Whether one agrees with their specific policies or not, it is hard to deny that they shared common traits rooted in their backgrounds: a directness and frankness about hard truths, and boldness and willingness to offend entrenched interests if needed.
They also brought together the two fundamental modes of leadership: the "statesman" - that which is pragmatic and managerial - and the "prophet", or the visionary and transformational.
The question is whether such leadership can be sustained in today's divided world. In US-China relations, it has become increasingly difficult to see how two different concepts of national greatness - as Dr Kissinger puts it - can co-exist peacefully.
With the Ukraine war, the challenge is whether Russia can reconcile its view of itself with the self-determination and security of the countries that it has long defined as its near abroad - mostly in Central Asia and Eastern Europe, and to do so as part of an international system rather than by domination.

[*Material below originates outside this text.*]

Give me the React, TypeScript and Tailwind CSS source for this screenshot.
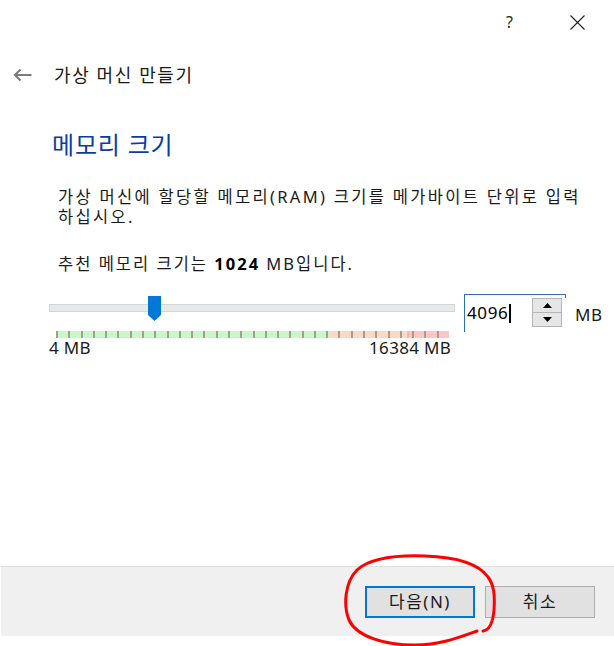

When the only constant is change, is any leader today really able to conduct long-range policy? Is strong leadership - displaying strength of character, intellect and hardiness - still possible?
The book ends on a cautiously optimistic note. These questions have been asked before, and although it is harder for thoughtful politicians today to swim against the tide of warring ideological tribes, leaders have - and can - emerge who rise to the occasion.
After all, Mr Lee, Mr Sadat and Mrs Thatcher were largely unknown when they came onto the scene. Likewise, few who witnessed the fall of France in 1940 could imagine its renewal under Gen de Gaulle in a career spanning three decades. Yet all were able to, in their own way, shape the present and future, move their societies towards a higher purpose, and rectify some of the shortcomings.
The Stoic philosopher Epictetus wrote: "We cannot choose our external circumstances, but we can always choose how we respond to them." No society can remain great if it loses faith in itself. It is the role of leaders to help guide that choice, inspire their people in its execution, and keep the faith.